For much of yesterday, all flights to the Continent from British airports were grounded, while Heathrow's Terminal One was closed to all arrivals. The victims included Home Office Minister Lord Bassam, who wanted to fly out to supervise police anti-hooligan operations at last night's England-Germany match in Belgium.

As travellers poured into Heathrow throughout the day, people sat on steps, luggage, trolleys and virtually every available floor space. An Association of British Travel Agents official called it 'a nightmare for holidaymakers'.

At one point, police had to turn back passengers who were arriving on the the Heathrow Express from Paddington and on the Underground.

One passenger, Robert Fitzpatrick, a businessman returning from Lebanon to Belfast, had to wait two hours just get off his arriving flight from Lebanon. 'Beirut was better organised than Heathrow, and they have just had a civil war,' he said.

Airport spokesman Jon Phillips said officials had tried to keep passengers calm and informed about what was happening. 'Our sympathy lies with them,' he added. 'We will now be asking for an explanation from National Air Traffic Services as to why this fault has occurred again.'

'I can't believe a computer failure has brought one of the world's busiest airports to a standstill,' said environmental manager Phil Flowers, from Wednesbury, West Midlands, who waited several hours for his flight to Johannesburg.

Some travellers com plained that had not learnt about the shambles ahead of them until after their Heathrow Express train had left Paddington, when it was too late to turn back.
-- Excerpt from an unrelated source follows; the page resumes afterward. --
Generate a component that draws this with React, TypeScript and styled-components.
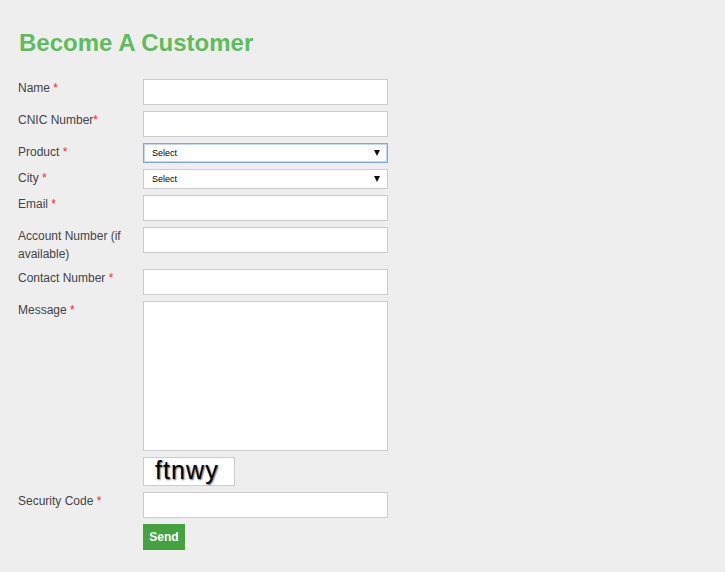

Others, who were waiting for a connecting flight to Ireland, were told to leave the airport and go home. 'Given that our homes are in Ireland that is a bit difficult,' said one.

The air traffic body, known as Nats, blamed a computer that prints vital 'flight strips' of data detailing each aircraft's course, origin, destination and call sign. The strips are needed for controllers to organise plane movements over South-East England. This traffic was reduced to a trickle as staff wrote the information by hand.

A Nats official denied that the problem was that its system could not cope or was outdated. 'This is not a computer that is too old or creaking at the edges.'

The new Swanwick air traffic centre near Southampton, designed to replace the centre at West Drayton, has been delayed by costly problems for more than four years. But Nats emphasised that there had been no safety problems.